I wonder why you are being downvoted. The abstract of that paper alone doesn't make me confident that the authors know what they are talking about:
Abstract - Mobile operating system is a light weight
operating which is used in mobile device. Some operating
systems have additional features like sensor embedding
and also OTG. In this paper we are going to compare
between android and iPhone Operating System (iOS)
mobile operating systems that available in the market
which is more specific various issues. The issues which we
are going to discuss in this paper is not only concern to
mobile customers but also concern to software developers.
The security requirements for MOS are Memory
Randomization, Encryption, Data Storage Format and
Built-in Antivirus. Memory randomization ensures that the
memory regions of mobile application as well as system
shared libraries are all randomized at device and
application start-up. In this paper we want compare and
analyse the operating system of the Android and iOS.
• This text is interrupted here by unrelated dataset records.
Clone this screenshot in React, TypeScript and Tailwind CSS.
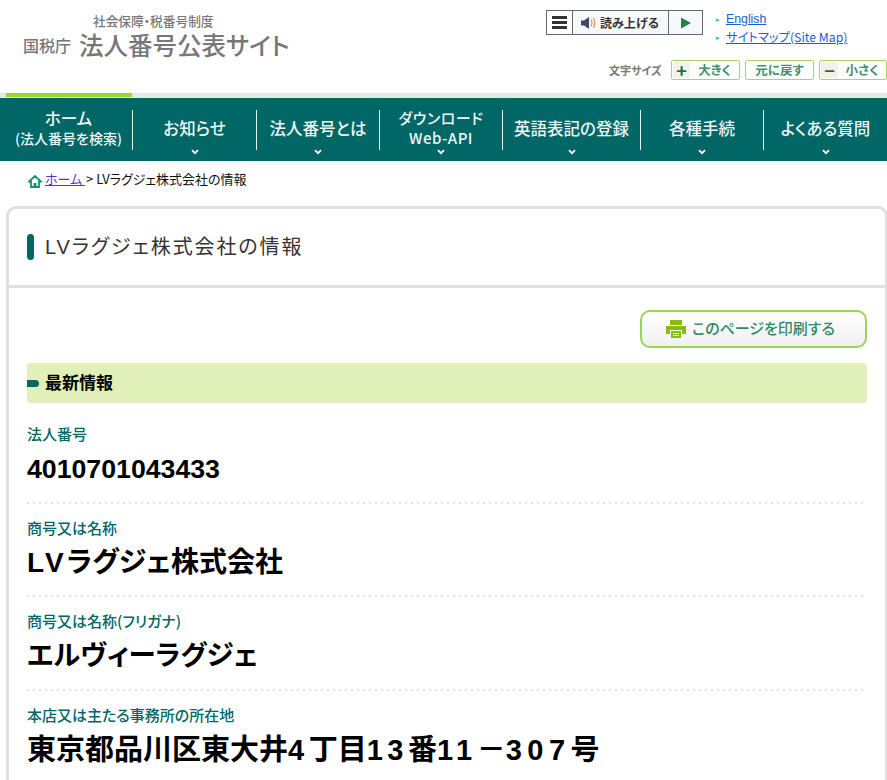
const jp = { fontFamily: '"Noto Sans CJK JP", "Liberation Sans", sans-serif' };
const lat = { fontFamily: '"Liberation Sans", "Noto Sans CJK JP", sans-serif' };

function Chevron() {
  return (
    <svg width="8" height="6" viewBox="0 0 8 6" className="block">
      <path d="M1 1.2 L4 4.2 L7 1.2" fill="none" stroke="#fff" strokeWidth="1.8" />
    </svg>
  );
}

const nav = [
  { w: "w-[133px]", lines: ["ホーム", "(法人番号を検索)"], chev: false, small: true },
  { w: "w-[124px]", lines: ["お知らせ"], chev: true },
  { w: "w-[123px]", lines: ["法人番号とは"], chev: true },
  { w: "w-[123px]", lines: ["ダウンロード", "Web-API"], chev: true, two: true },
  { w: "w-[138px]", lines: ["英語表記の登録"], chev: true },
  { w: "w-[123px]", lines: ["各種手続"], chev: true },
  { w: "w-[123px]", lines: ["よくある質問"], chev: true },
];

function SizeButton({ icon, label, w }: { icon?: string; label: string; w: string }) {
  return (
    <div className={`${w} h-[20px] flex items-center border border-[#a5d66a] rounded-[2px] bg-white text-[#3f8f70] text-[12.5px] font-bold`}>
      {icon && <span className="w-[17px] h-[16px] ml-[1px] bg-[#f2f2ea] flex items-center justify-center text-[#17704f] text-[18px] font-bold leading-none">{icon}</span>}
      <span className="flex-1 text-center leading-none">{label}</span>
    </div>
  );
}

function Dots() {
  return <div className="absolute left-0 right-0 bottom-0 h-[2px] bg-[linear-gradient(to_right,#e2e2e2_2px,transparent_2px)] bg-[length:6px_2px]" />;
}

function Label({ children }: { children: string }) {
  return <div className="text-[15px] font-medium text-[#006666] leading-[19px]">{children}</div>;
}

export default function App() {
  return (
    <div className="w-[887px] h-[780px] overflow-hidden bg-white text-black [font-feature-settings:'palt']" style={jp}>
      <header className="h-[93px] flex justify-between">
        <div className="pl-[23px] pt-[14px]">
          <div className="pl-[70px] text-[12.7px] leading-[14px] font-medium text-[#777] [font-feature-settings:'normal'] whitespace-nowrap">社会保障・税番号制度</div>
          <div className="flex items-center h-[34px] [font-feature-settings:'normal']">
            <span className="text-[16px] font-medium text-[#777] w-[56px] leading-none">国税庁</span>
            <span className="text-[24.5px] font-medium text-[#777] leading-none whitespace-nowrap">法人番号公表サイト</span>
          </div>
        </div>
        <div className="w-[341px] pt-[10px]">
          <div className="flex">
            <div className="flex h-[25px] w-[157px] border border-[#5f6a78] bg-[#f5f9fc]">
              <div className="w-[26px] border-r border-[#5f6a78] flex flex-col justify-center gap-[2px] px-[5px] bg-white">
                <span className="h-[3px] bg-[#333]" />
                <span className="h-[3px] bg-[#333]" />
                <span className="h-[3px] bg-[#333]" />
              </div>
              <div className="w-[96px] border-r border-[#5f6a78] flex items-center pl-[8px] gap-[3px]">
                <svg width="16" height="14" viewBox="0 0 16 14" className="shrink-0">
                  <path d="M0 4.5H3L8 1V13L3 9.5H0Z" fill="#45456b" />
                  <path d="M10 3.5Q12 7 10 10.5M12.5 2Q15 7 12.5 12" fill="none" stroke="#ee9a60" strokeWidth="1.3" />
                </svg>
                <span className="text-[12px] font-bold text-[#333] whitespace-nowrap leading-none">読み上げる</span>
              </div>
              <div className="flex-1 flex items-center justify-center">
                <svg width="10" height="12" viewBox="0 0 10 12"><path d="M0 0.5L10 6L0 11.5Z" fill="#2b7f4a" /></svg>
              </div>
            </div>
            <div className="ml-[13px] text-[12.3px] leading-[18px] text-[#1a5ed1]">
              <div className="flex items-center gap-[6px]">
                <span className="text-[#22c0a0] text-[7px] leading-none">▸</span>
                <span className="underline" style={{ fontFamily: '"Liberation Sans", sans-serif' }}>English</span>
              </div>
              <div className="flex items-center gap-[6px]">
                <span className="text-[#22c0a0] text-[7px] leading-none">▸</span>
                <span className="underline whitespace-nowrap">サイトマップ(Site Map)</span>
              </div>
            </div>
          </div>
          <div className="flex items-center mt-[14px] ml-[63px]">
            <span className="w-[62px] text-[11px] font-bold text-[#777] whitespace-nowrap [font-feature-settings:'normal']">文字サイズ</span>
            <div className="flex gap-[5px]">
              <SizeButton icon="+" label="大きく" w="w-[69px]" />
              <SizeButton label="元に戻す" w="w-[69px]" />
              <SizeButton icon="−" label="小さく" w="w-[68px]" />
            </div>
          </div>
        </div>
      </header>

      <div className="h-[5px] bg-[#e9e9e3]">
        <div className="ml-[6px] w-[126px] h-[4px] bg-[#a0d232]" />
      </div>

      <nav className="h-[63px] bg-[#006666] flex pt-[12px] text-[#eef6f5]">
        {nav.map((n, i) => (
          <div key={i} className={`${n.w} shrink-0 h-[40px] relative flex flex-col items-center justify-center text-center font-medium ${i === 0 ? "pl-[5px]" : ""} ${i < 6 ? "border-r border-[#dfe]" : ""}`}>
            {n.lines.map((l, j) => (
              <div key={j} className={`-translate-y-[2px] whitespace-nowrap leading-[20px] ${n.small && j === 1 ? "text-[14px]" : n.two ? "text-[15px] tracking-[0.5px]" : "text-[16.5px]"}`}>{l}</div>
            ))}
            {n.chev && <div className="absolute left-1/2 -translate-x-1/2 top-[39px]"><Chevron /></div>}
          </div>
        ))}
      </nav>

      <div className="h-[45px] pl-[28px] pt-[8px] flex items-start text-[13px] leading-[19px] text-[#111]">
        <svg width="14" height="13" viewBox="0 0 14 13" className="mr-[3px] mt-[6px]">
          <path d="M7 1L1 6.5H3V12H11V6.5H13Z" fill="none" stroke="#0a9a68" strokeWidth="1.8" />
          <rect x="5.5" y="8" width="3" height="4" fill="#0a9a68" />
        </svg>
        <span className="underline text-[#5b2fd0] whitespace-pre">ホーム </span>
        <span className="ml-[1px] whitespace-pre">{"> LVラグジェ株式会社の情報"}</span>
      </div>

      <main className="ml-[6px] w-[882px] h-[600px] border-[3px] border-b-0 border-[#e0e0e0] rounded-t-[10px]">
        <div className="h-[79px] border-b-[3px] border-[#e0e0e0] pl-[18px] flex items-center">
          <span className="w-[7px] h-[26px] rounded-[4px] bg-[#006666]" />
          <h1 className="ml-[11px] text-[20px] tracking-[1.9px] text-[#333] leading-none font-normal [font-feature-settings:'normal']" style={lat}>LVラグジェ株式会社の情報</h1>
        </div>
        <div className="pl-[18px] w-[858px]">
          <div className="flex justify-end pt-[22px] w-[840px]">
            <div className="w-[227px] h-[38px] border-2 border-[#9bd35a] rounded-[10px] bg-gradient-to-b from-white to-[#f0f0f0] flex items-center justify-center gap-[6px] pr-[6px]">
              <svg width="20" height="18" viewBox="0 0 20 18">
                <path d="M4 0H16V5H4Z M0 6H20V14H16V10H4V14H0Z M5 11H15V18H5Z M7 13V14H13V13Z M7 15V16H13V15Z" fill="#86bd12" fillRule="evenodd" />
              </svg>
              <span className="-translate-y-[2px] text-[15px] font-medium text-[#2f8a68] leading-none">このページを印刷する</span>
            </div>
          </div>
          <div className="mt-[15px] h-[40px] w-[840px] bg-[#e0f0b8] rounded-[4px] flex items-center">
            <span className="w-[12px] h-[7px] bg-[#006666] rounded-r-[4px]" />
            <h2 className="-translate-y-[2px] ml-[6px] text-[17px] font-bold leading-none">最新情報</h2>
          </div>
          <div className="pt-[7px] w-[840px]">
            <div className="h-[94px] relative pt-[14px]">
              <Label>法人番号</Label>
              <div className="text-[26.7px] font-bold leading-[32px] mt-[10px] whitespace-nowrap" style={lat}>4010701043433</div>
              <Dots />
            </div>
            <div className="h-[93px] relative pt-[14px]">
              <Label>商号又は名称</Label>
              <div className="text-[28px] font-bold leading-[32px] mt-[10px] whitespace-nowrap" style={lat}><span className="tracking-[3px]">LV</span>ラグジェ株式会社</div>
              <Dots />
            </div>
            <div className="h-[94px] relative pt-[14px]">
              <Label>商号又は名称(フリガナ)</Label>
              <div className="text-[27.5px] font-bold leading-[32px] mt-[10px] whitespace-nowrap" style={lat}>エルヴィーラグジェ</div>
              <Dots />
            </div>
            <div className="pt-[14px]">
              <Label>本店又は主たる事務所の所在地</Label>
              <div className="text-[29px] font-bold leading-[32px] mt-[10px] whitespace-nowrap" style={lat}>東京都品川区東大井<span className="tracking-[4.5px]">4</span>丁目<span className="tracking-[4.5px]">13</span>番<span className="tracking-[4.5px]">11</span>－<span className="tracking-[5.5px]">307</span>号</div>
            </div>
          </div>
        </div>
      </main>
    </div>
  );
}
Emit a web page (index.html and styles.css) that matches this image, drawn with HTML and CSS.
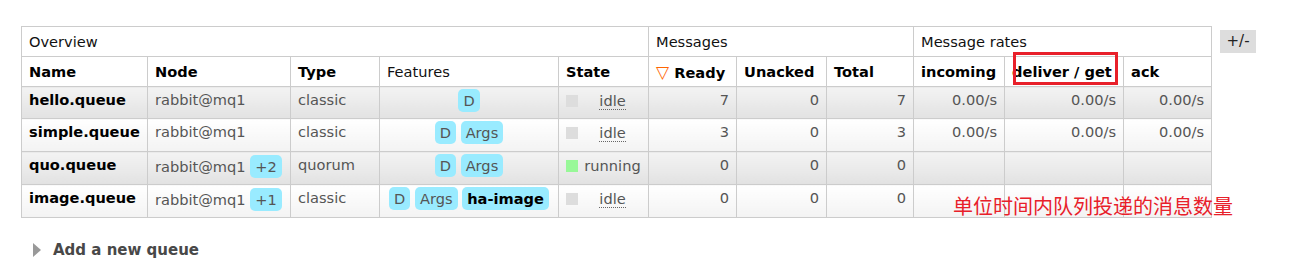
FILE: index.html
```html
<!DOCTYPE html>
<html>
<head>
<meta charset="utf-8">
<link rel="stylesheet" href="styles.css">
</head>
<body>
<div class="page">
  <div class="table-row">
    <div class="table-wrap">
      <table class="list">
        <colgroup>
          <col style="width:126px"><col style="width:143px"><col style="width:89px"><col style="width:179px"><col style="width:90px">
          <col style="width:88px"><col style="width:90px"><col style="width:87px">
          <col style="width:91px"><col style="width:119px"><col style="width:88px">
        </colgroup>
        <thead>
          <tr class="group">
            <th colspan="5">Overview</th>
            <th colspan="3">Messages</th>
            <th colspan="3">Message rates</th>
          </tr>
          <tr class="heads">
            <th>Name</th><th>Node</th><th>Type</th><th class="light">Features</th><th>State</th>
            <th><span class="sort">▽</span> Ready</th><th>Unacked</th><th>Total</th>
            <th>incoming</th><th>deliver / get</th><th>ack</th>
          </tr>
        </thead>
        <tbody>
          <tr class="alt1 first">
            <td class="name">hello.queue</td>
            <td>rabbit@mq1</td>
            <td>classic</td>
            <td class="c"><span class="tag">D</span></td>
            <td><div class="state"><span class="sq grey"></span><span class="st"><abbr>idle</abbr></span></div></td>
            <td class="r">7</td><td class="r">0</td><td class="r">7</td>
            <td class="r">0.00/s</td><td class="r">0.00/s</td><td class="r">0.00/s</td>
          </tr>
          <tr class="alt2">
            <td class="name">simple.queue</td>
            <td>rabbit@mq1</td>
            <td>classic</td>
            <td class="c"><span class="tag">D</span> <span class="tag">Args</span></td>
            <td><div class="state"><span class="sq grey"></span><span class="st"><abbr>idle</abbr></span></div></td>
            <td class="r">3</td><td class="r">0</td><td class="r">3</td>
            <td class="r">0.00/s</td><td class="r">0.00/s</td><td class="r">0.00/s</td>
          </tr>
          <tr class="alt1">
            <td class="name">quo.queue</td>
            <td class="node">rabbit@mq1 <span class="tag">+2</span></td>
            <td>quorum</td>
            <td class="c"><span class="tag">D</span> <span class="tag">Args</span></td>
            <td><div class="state"><span class="sq green"></span><span class="st">running</span></div></td>
            <td class="r">0</td><td class="r">0</td><td class="r">0</td>
            <td></td><td></td><td></td>
          </tr>
          <tr class="alt2">
            <td class="name">image.queue</td>
            <td class="node">rabbit@mq1 <span class="tag">+1</span></td>
            <td>classic</td>
            <td class="c"><span class="tag">D</span> <span class="tag">Args</span> <span class="tag strong">ha-image</span></td>
            <td><div class="state"><span class="sq grey"></span><span class="st"><abbr>idle</abbr></span></div></td>
            <td class="r">0</td><td class="r">0</td><td class="r">0</td>
            <td></td><td></td><td></td>
          </tr>
        </tbody>
      </table>
      <div class="mark-box"></div>
      <div class="note">单位时间内队列投递的消息数量</div>
    </div>
    <div class="toggle">+/-</div>
  </div>
  <div class="add">
    <span class="tri"></span>
    <span>Add a new queue</span>
  </div>
</div>
</body>
</html>
```

FILE: styles.css
```css
html, body {
  margin: 0;
  padding: 0;
  background: #fff;
}
body {
  font-family: "DejaVu Sans", Verdana, sans-serif;
  font-size: 14.6px;
  color: #484848;
}
.page {
  padding: 26px 0 0 21px;
}
.table-row {
  display: flex;
  align-items: flex-start;
  gap: 8px;
}
.table-wrap {
  position: relative;
}
table.list {
  border-collapse: collapse;
  table-layout: fixed;
  width: 1190px;
}
table.list th,
table.list td {
  border: 1px solid #ccc;
  padding: 0 7px;
  text-align: left;
  white-space: nowrap;
  overflow: visible;
}
tr.group th {
  height: 29px;
  font-weight: normal;
  color: #111;
  background: #fff;
  vertical-align: middle;
}
tr.heads th {
  height: 29px;
  font-weight: bold;
  color: #000;
  background: #fff;
  vertical-align: middle;
}
tr.heads th.light {
  font-weight: normal;
  color: #111;
}
.sort {
  color: #f60;
  font-weight: normal;
  font-size: 17px;
}
table.list tbody td {
  height: 33px;
  vertical-align: top;
  padding-top: 4px;
  padding-bottom: 0;
  box-sizing: border-box;
  color: #555;
  line-height: 18px;
}
table.list tbody tr.first td {
  height: 32px;
}
tr.alt1 td {
  background: linear-gradient(#f3f3f3, #e2e2e2);
}
tr.alt2 td {
  background: linear-gradient(#ffffff, #f3f3f3);
}
table.list td.name {
  font-weight: bold;
  color: #000;
}
table.list td.c { text-align: center; }
table.list td.r { text-align: right; }
table.list tbody td.c {
  padding-top: 2px;
}
table.list tbody td.node {
  padding-top: 3px;
}
.tag {
  display: inline-block;
  background: #99ebff;
  color: #555;
  border-radius: 5px;
  padding: 2px 5px;
  line-height: 19px;
}
.tag.strong {
  font-weight: bold;
  color: #000;
}
.state {
  display: flex;
  align-items: center;
  gap: 6px;
  padding-top: 2px;
}
.sq {
  width: 12px;
  height: 12px;
  flex: none;
}
.sq.grey { background: #ddd; }
.sq.green { background: #98f898; }
.st {
  flex: 1;
  text-align: center;
  line-height: 15px;
}
abbr {
  text-decoration: none;
  border-bottom: 1px dotted #666;
}
.toggle {
  margin-top: 4px;
  background: #ddd;
  color: #222;
  font-size: 15px;
  width: 36px;
  height: 23px;
  line-height: 23px;
  text-align: center;
}
.mark-box {
  position: absolute;
  left: 992px;
  top: 26px;
  width: 99px;
  height: 27px;
  border: 3px solid #e8202a;
}
.note {
  position: absolute;
  left: 932px;
  top: 167px;
  font-family: "Noto Sans CJK SC", sans-serif;
  font-size: 20px;
  color: #e8202a;
  white-space: nowrap;
  line-height: 26px;
}
.add {
  display: flex;
  align-items: center;
  gap: 12px;
  margin-top: 23px;
  margin-left: 12px;
  font-weight: bold;
  font-size: 15px;
  color: #484848;
}
.tri {
  width: 0;
  height: 0;
  border-top: 7px solid transparent;
  border-bottom: 7px solid transparent;
  border-left: 8px solid #999;
}
```
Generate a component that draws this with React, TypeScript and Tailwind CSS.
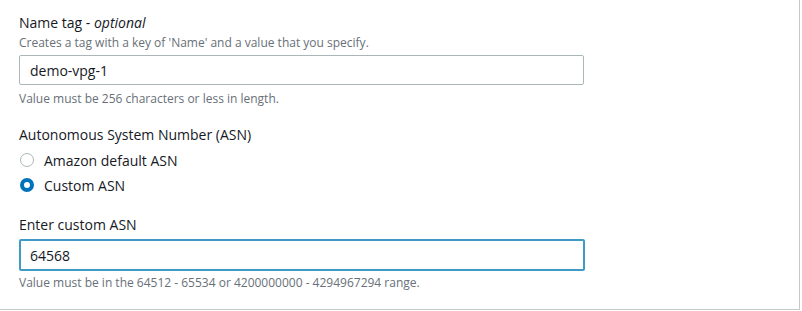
import React from "react";

export default function App() {
  return (
    <div
      className="w-[802px] h-[311px] bg-white overflow-hidden"
      style={{ fontFamily: '"Open Sans", "Liberation Sans", Arial, sans-serif' }}
    >
      <div className="w-[800px] h-[310px] border-r border-b border-[#c5cbcb] pl-[19px] pt-[13px] text-[#16191f]">
        <div className="text-[14px] leading-[20px]">
          Name tag - <i>optional</i>
        </div>
        <div className="text-[12px] leading-[18px] text-[#687078] mt-[1px]">
          Creates a tag with a key of 'Name' and a value that you specify.
        </div>
        <div className="w-[565px] h-[30px] border border-[#aab7b8] rounded-[2px] mt-[3px] flex items-center px-[10px] text-[14px]">
          demo-vpg-1
        </div>
        <div className="text-[12px] leading-[18px] text-[#687078] mt-[5px]">
          Value must be 256 characters or less in length.
        </div>

        <div className="text-[14px] leading-[20px] mt-[17px]">Autonomous System Number (ASN)</div>
        <div className="flex items-center gap-[10px] mt-[5px] h-[20px]">
          <span className="w-[14px] h-[14px] rounded-full border border-[#aab7b8] ml-[1px]" />
          <span className="text-[14px]">Amazon default ASN</span>
        </div>
        <div className="flex items-center gap-[10px] mt-[5px] h-[20px]">
          <span className="w-[14px] h-[14px] rounded-full border-[4px] border-[#0073bb] ml-[1px]" />
          <span className="text-[14px]">Custom ASN</span>
        </div>

        <div className="text-[14px] leading-[20px] mt-[20px]">Enter custom ASN</div>
        <div className="w-[566px] h-[32px] border-2 border-[#3f9bc5] rounded-[2px] mt-[4px] flex items-center px-[9px] text-[14px]">
          64568
        </div>
        <div className="text-[12px] leading-[18px] text-[#687078] mt-[3px]">
          Value must be in the 64512 - 65534 or 4200000000 - 4294967294 range.
        </div>
      </div>
    </div>
  );
}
Can anyone ELI5 what the situation with the Android ID is when no Google account has ever been created, and all app installs are through an alternative store interface, whether a front-end to Google Play (e.g., Aurora) or a freestanding store (e.g., FDroid)?
It's generated by the operating system itself, not google play services. So being logged into a google account or not doesn't affect the value. There's also a gsf id which is generated by google play services, but that's generated regardless of whether you're signed in or not.
Recently, I thought Maps was the app that tracks me everywhere I go.
I put Maps in Incognito mode just as an attempt to disable it, but guess what?
It still tracked me all the time. The only difference Incognito made was not remember my search history
Yes, "Incognito" largely only removes local activity history, doing little if anything to disable remote tracking. Though there's some (very slight) advantage in having cookies and the like be made temporary. Access to other identifiers, including Google's ad identity and device-specific identifiers is probably still available. (I'm hazy on this and the situation changes, though at a ground level capacity-to-track largely remains intact over time).
One could contrast, say, the etiquette and tech of the Fediverse.
... even then, I question if the rhetoric matches the reality. Many users of Mastodon, for instance, will decry the harvesting of data or creation of search engines, then run what is essentially an open relay of every post their users create to any other node that purports to be a legit Mastodon instance. The organic growth goal conflicts with the data-control goal.
When your technology's operation doesn't match the rhetoric, which is it?
No. Silicon Valley as a whole. There are no good guy tech companies because if they were they would be out of business. If there are, let me know because I want to work for them.